We can verify if the iterable has the pair of sentences as shown below

In [18]:
for sample in data_pip:
    print(sample)
    break

('Go.', 'Geh.', 'CC-BY 2.0 (France) Attribution: tatoeba.org #2877272 (CM) & #8597805 (Roujin)')


note that we also have attribution details along with pairs of sentences. We will write a small function to remove the attribution details

In [19]:
def removeAttribution(row):
    """Function to keep the first element in a tumple"""
    return row[:2]

In [20]:
data_pip = data_pip.map(removeAttribution)

verify the data_pipe only contains pair of sentences

In [21]:
for sample in data_pip:
    print(sample)
    break

('Go.', 'Geh.')


Next we need to define a few function to perform tokenization:

In [22]:
def engTokenize(text):
    """Tokenize an english text and return a list of tokens"""
    return [token.text for token in eng.tokenizer(text)]

def deTokenize(text):
    """Tokenize a german text and return a list of tokens"""
    return [token.text for token in de.tokenizer(text)]

Test out the functions above to confirm they work

In [23]:
print(engTokenize("have a good date!!!"))

['have', 'a', 'good', 'date', '!', '!', '!']


In [24]:
print(deTokenize("haben sie einen guten tag!!!"))

['haben', 'sie', 'einen', 'guten', 'tag', '!', '!', '!']


## Building the Voacbulary

Lets us consider an english sentence as the source and german sentence as the target.

Vocabulary can be considered as the set of unique words we have in the dataset. We will build vocabulary for both our source and target now.

We neeed to define a function to get tokens from elements of tuples in the iterator

In [25]:
def getTokens(data_iter, place):
    """
    Function to yield tokens from an iterator.

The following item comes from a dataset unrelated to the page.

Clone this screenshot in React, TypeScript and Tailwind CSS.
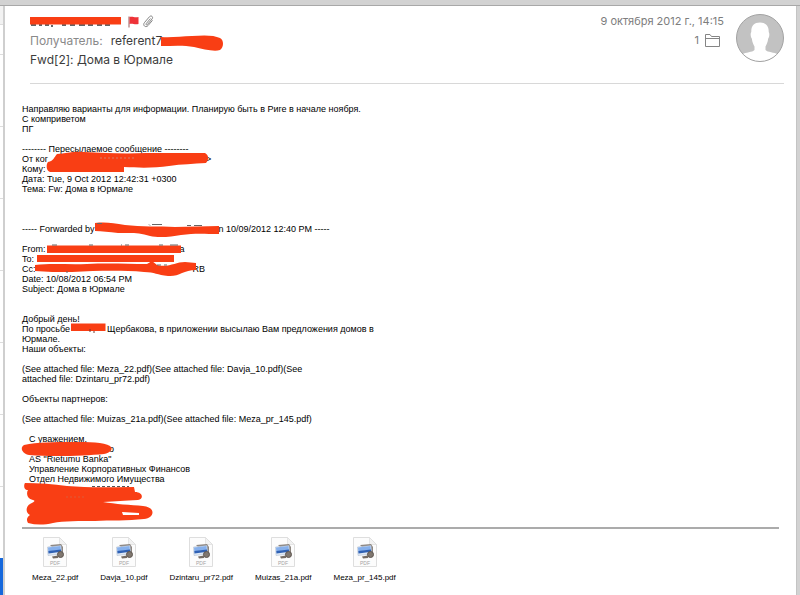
import { FC } from "react";

interface MailLine {
  text: string;
  // text that continues after the part that is struck out
  tail?: string;
  gap?: string;
}

const bodyLines: MailLine[] = [
  { text: "Направляю варианты для информации. Планирую быть в Риге в начале ноября." },
  { text: "С комприветом" },
  { text: "ПГ" },
  { text: "" },
  { text: "-------- Пересылаемое сообщение --------" },
  { text: "От ког", gap: "w-[158px]", tail: ">" },
  { text: "Кому:" },
  { text: "Дата: Tue, 9 Oct 2012 12:42:31 +0300" },
  { text: "Тема: Fw: Дома в Юрмале" },
  { text: "" },
  { text: "" },
  { text: "" },
  { text: "----- Forwarded by", gap: "w-[124px]", tail: "n 10/09/2012 12:40 PM -----" },
  { text: "" },
  { text: "From:", gap: "w-[134px]", tail: "a" },
  { text: "To:" },
  { text: "Cc:", gap: "w-[157px]", tail: "RB" },
  { text: "Date: 10/08/2012 06:54 PM" },
  { text: "Subject: Дома в Юрмале" },
  { text: "" },
  { text: "" },
  { text: "Добрый день!" },
  { text: "По просьбе", gap: "w-[37px]", tail: "Щербакова, в приложении высылаю Вам предложения домов в" },
  { text: "Юрмале." },
  { text: "Наши объекты:" },
  { text: "" },
  { text: "(See attached file: Meza_22.pdf)(See attached file: Davja_10.pdf)(See" },
  { text: "attached file: Dzintaru_pr72.pdf)" },
  { text: "" },
  { text: "Объекты партнеров:" },
  { text: "" },
  { text: "(See attached file: Muizas_21a.pdf)(See attached file: Meza_pr_145.pdf)" },
  { text: "" },
];

const signature: MailLine[] = [
  { text: "С уважением," },
  { text: "", gap: "w-[80px]", tail: "о" },
  { text: 'AS "Rietumu Banka"' },
  { text: "Управление Корпоративных Финансов" },
  { text: "Отдел Недвижимого Имущества" },
  { text: "" },
  { text: "" },
  { text: "" },
  { text: "" },
];

const attachments = [
  "Meza_22.pdf",
  "Davja_10.pdf",
  "Dzintaru_pr72.pdf",
  "Muizas_21a.pdf",
  "Meza_pr_145.pdf",
];

const Line: FC<{ line: MailLine }> = ({ line }) => (
  <p className="h-[10px] whitespace-nowrap">
    {line.text}
    {line.gap && <span className={`inline-block ${line.gap}`} />}
    {line.tail}
  </p>
);

const PdfIcon = () => (
  <svg width="24" height="30" viewBox="0 0 24 30" aria-hidden="true">
    <path d="M.5.5h16l7 7v22H.5z" fill="#fcfcfc" stroke="#dedede" />
    <path d="M16.5.5v7h7z" fill="#f2f2f2" stroke="#dcdcdc" strokeWidth=".7" />
    <path d="M7 8l11-1 2 3v7l-3 1z" fill="#8d8680" />
    <path d="M4.500 10l13.500-1.500.8 8.500-13.800 1.500z" fill="#dfe9f6" stroke="#a9b6c8" strokeWidth=".5" />
    <path d="M5 10.500l12.500-1.400.3 4-12.500 1.400z" fill="#86b0ec" />
    <path d="M5.300 14l12.700-1.500.2 2.300-12.700 1.700z" fill="#2f61b4" />
    <circle cx="17.500" cy="17.500" r="3" fill="#80776f" stroke="#5d554f" />
    <path d="M9 19.500l6-1v2.500l-5 .5z" fill="#756c64" />
    <text x="12" y="28" textAnchor="middle" fontSize="5" fill="#a3a3a3" fontFamily="Liberation Sans, sans-serif">
      PDF
    </text>
  </svg>
);

// marker strokes over the header
const HeaderMarks = () => (
  <svg className="pointer-events-none absolute left-0 top-0" width="240" height="60" viewBox="5 6 240 60" aria-hidden="true">
    <path d="M31 25h5m3 0h3m3 0h4m3 0v2m10-2h4m4 0h5m4 0h6m3 0h5m4 0h5m3 0h5" stroke="#333" strokeWidth="1.500" fill="none" />
    <path d="M30 17h91v7.500H30z" fill="#f93e14" />
    <path d="M161 37c11 1 20-1 31-1 12-1 22-1 28 2 4 2 4 9 0 12-6 2-17-1-26-3-10-2-22-1-33-1z" fill="#f93e14" />
  </svg>
);

// marker strokes over the message text
const BodyMarks = () => (
  <svg className="pointer-events-none absolute left-0 top-0" width="240" height="444" viewBox="5 84 240 444" aria-hidden="true">
    <g fill="#f93e14">
      <path d="M57 154c8 0 16-3 27-2 20 1 40 2 62 1h59c4 2 4 7 1 10-13 1-24 1-37 3-14 2-28 2-45 1v5H50c-4-1-4-8-2-10 6-1 6-5 9-8z" />
      <path d="M95 223c11-1 18 0 30 2 16 2 34 1 50 2l44-1v8c-14 0-24-1-38 1-10 2-23 3-31 1-12-4-20-3-32-3-9-1-16-2-23-2z" />
      <path d="M47 245.500h134v7.500H47z" />
      <path d="M37 255h137v7H37z" />
      <path d="M35 265c18-2 34 0 52-1 22-1 41 0 60 0l5-3 5 4c12 3 18-3 28-3l11 1v7c-13 0-17 7-28 6-11-1-13-4-24-4-25-2-48-1-72 0-15 0-25 0-37-1z" />
      <path d="M71 323.500h34.500v7.500H71z" />
      <path d="M24 445c13-3 31-3 48-3 17 0 32 0 38 4 4 3 0 7-6 8-20 2-53 3-75 1-6-1-10-7-5-10z" />
      <path d="M25 483c14 0 28 1 42 3 23 2 45 1 67 1l1 5c8 0 9 7 3 8-14 1-22 1-35 2 12 2 28 3 40 4 13 1 12 12 1 13-16 2-34 1-49 2-14 0-32 0-42 2-9 2-17 2-25 0-2-3-1-6 2-8-5-2-4-9 0-11 4-2 6-3 3-4-6-1-7-7-5-10-5 0-4-6-3-7z" />
    </g>
    <path d="M122 512l17 1v2h-16z" fill="#fff" />
    <path d="M100 158h34" stroke="#d67a66" strokeDasharray="2 2" />
    <path d="M66 497h20" stroke="#dd5a38" strokeDasharray="2 2" />
    <path d="M92 486.500h37" stroke="#555" strokeDasharray="3 2" />
    <path d="M90 329v3m4-1v2" stroke="#6a3a30" />
    <path d="M97 223.500h5m47 1l1 1m2-1h10m25 1h4m3 0h8" stroke="#666" fill="none" />
    <path d="M52 245h5m32 0h4m28 0h1m3 0h4m30 0h4m7 0h8" stroke="#666" fill="none" />
    <path d="M157 265h4m3 0h3M66 272h2" stroke="#666" fill="none" />
  </svg>
);

const App = () => {
  return (
    <div className="flex min-h-screen flex-col overflow-hidden bg-white font-['Liberation_Sans',Arial,sans-serif] text-black">
      <div className="h-[6px] shrink-0 border-b border-[#a8a8a8] bg-[#d2d2d2]" />
      <div className="flex flex-1">
        {/* edge of the message list */}
        <aside className="flex w-[5px] shrink-0 flex-col border-r-2 border-[#cfcfcf]">
          <div className="h-[19px] border-b border-[#ddd] bg-[#f2f2f2]" />
          <div className="h-[30px] border-b border-[#ddd]" />
          {[0, 1, 2, 3, 4, 5].map((row) => (
            <div key={row} className="h-[72px] border-b border-[#ddd]" />
          ))}
          <div className="h-[71px]" />
          <div className="flex-1 bg-[#1668dc]" />
        </aside>

        <main className="min-w-0 flex-1">
          <header className="relative pl-[25px] pr-3 font-[Inter,Roboto,sans-serif] text-[12px] leading-[19px]">
            <div className="flex justify-between border-b border-[#d8d8d8] pb-[14px] pt-[6px]">
              <div className="text-[#3c3c3c]">
                <div className="flex h-[19px] items-center gap-[3px] pl-[98px]">
                  <svg width="11" height="12" viewBox="0 0 11 12" aria-label="Флажок">
                    <path d="M1 .5v11" stroke="#9a5a5a" />
                    <path d="M1.500 1c3-.8 5 .8 9 0v7c-4 .8-6-.8-9 0z" fill="#ee3338" />
                  </svg>
                  <svg width="12" height="13" viewBox="0 0 12 13" fill="none" stroke="#777" strokeWidth=".9" aria-label="Вложение">
                    <path d="M8.500 3.500L4.200 8.600c-.7.9.4 1.800 1.100 1L10 4c1.700-2.100-.8-4.200-2.600-2.200L2.500 7.500c-2.300 2.800 1.200 5.800 3.600 3L10.500 5.300" />
                  </svg>
                </div>
                <p className="whitespace-nowrap">
                  <span className="mr-2 text-[#8a8a8a]">Получатель:</span>
                  referent7
                </p>
                <h1 className="whitespace-nowrap">Fwd[2]: Дома в Юрмале</h1>
              </div>
              <div className="flex gap-3">
                <div className="flex flex-col items-end text-[11px] text-[#7d7d7d]">
                  <time dateTime="2012-10-09T14:15" className="whitespace-nowrap">
                    9 октября 2012 г., 14:15
                  </time>
                  <div className="flex items-center gap-[6px] pr-1">
                    <span>1</span>
                    <svg width="15" height="13" viewBox="0 0 15 13" fill="none" stroke="#858585" aria-hidden="true">
                      <path d="M.5 12.500V.5H5l1.500 2h8v10zM.5 4.500h14" />
                    </svg>
                  </div>
                </div>
                <svg width="48" height="48" viewBox="0 0 48 48" className="mt-[2px]" aria-label="Фото">
                  <defs>
                    <clipPath id="avatar">
                      <circle cx="24" cy="24" r="23.500" />
                    </clipPath>
                  </defs>
                  <g clipPath="url(#avatar)">
                    <rect width="48" height="48" fill="#c2c2c2" />
                    <path
                      d="M24 8.500c6 0 9 3.500 8.700 9.500 1 1 .8 5-.5 6.500-.5 4-1.700 6-2.700 8v3.500c2 2.500 9 2 12.500 4.500l4 8H2l4-8c3.500-2.500 10.500-2 12.500-4.500v-3.500c-1-2-2.200-4-2.700-8-1.300-1.500-1.500-5.500-.5-6.500-.3-6 2.700-9.500 8.700-9.500z"
                      fill="#fff"
                    />
                  </g>
                  <circle cx="24" cy="24" r="23.500" fill="none" stroke="#a2a2a2" />
                </svg>
              </div>
            </div>
            <HeaderMarks />
          </header>

          <article className="relative pt-5 text-[9px] leading-[10px]">
            <div className="pl-[17px]">
              {bodyLines.map((line, i) => (
                <Line key={i} line={line} />
              ))}
            </div>
            <div className="pl-6">
              {signature.map((line, i) => (
                <Line key={i} line={line} />
              ))}
            </div>
            <BodyMarks />
          </article>

          <footer className="mx-[17px] mt-[3px] border-t-2 border-[#ababab] pl-[10px] pt-2">
            <ul className="flex gap-[22px] text-[8px] leading-[10px]">
              {attachments.map((name) => (
                <li key={name}>
                  <button type="button" className="flex flex-col items-center gap-[6px] whitespace-nowrap">
                    <PdfIcon />
                    {name}
                  </button>
                </li>
              ))}
            </ul>
          </footer>
        </main>

        <div className="w-1 shrink-0 border-l border-[#c4c4c4] bg-[#d2d2d2]" />
      </div>
    </div>
  );
};

export default App;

Since our iterator contains tuples of sentences
    (sorce and target), "place" parameters defines for which index to return the token for. 
    "place = 0" for source and "place=1" for traget
    """
    for english, german in data_iter:
        if place == 0:
            yield english(english)
        else:
            yield deTokenize(german)

Now we will build vocabulary for source

In [26]:
source_vocab = build_vocab_from_iterator(
    getTokens(data_pip, 2),
    min_freq=2,
    specials=['<pad>', '<sos>', '<eos>', '<unk>'],
    special_first=True
)

source_vocab.set_default_index(source_vocab['<unk>'])

The code above builds the vocabulary from the iterator:
1. getokens function places=0 as we need vocabulary for source sentences
2. set min_feq=2 means the function will skip those words that occurs less than 2 times
3. We specify some special tokens
    - sos for the start of sentence
    - eos for the end of sentence
    - unk for unknown words
    - pad is padding token
4. set special_first=true which means pad will get index 0, sos will be index 1, eos index 2 and unk will get index 3 in the vocabulary
5. set the default index as index of unk. If some words is not in the vocabulary we will use unk instead of that unknown word

Similarly, we will build vocabulary for target sentences 

In [27]:
target_vocab = build_vocab_from_iterator(
    getTokens(data_pip, 1),
    min_freq=2,
    specials=['<pad>', '<sos>', '<eos>', '<unk>'],
    special_first=True
)

target_vocab.set_default_index(target_vocab['<unk>'])

Example above shows how we can add special tokens to our vocabulary. Special tokens may change based on the requirements.

Now we can verify that special tokens are placed at the beginning and then othe words. in the below code reutrns a list which tokens at index based on vocabulary

In [28]:
print(source_vocab.get_itos()[:9])

['<pad>', '<sos>', '<eos>', '<unk>', '.', ',', 'Tom', 'Ich', '?']


## Numericalize sentence using vocabulary

After building the vocabulary, we need to convert our sentences to corresponding indcies.

We will need additional functions for this.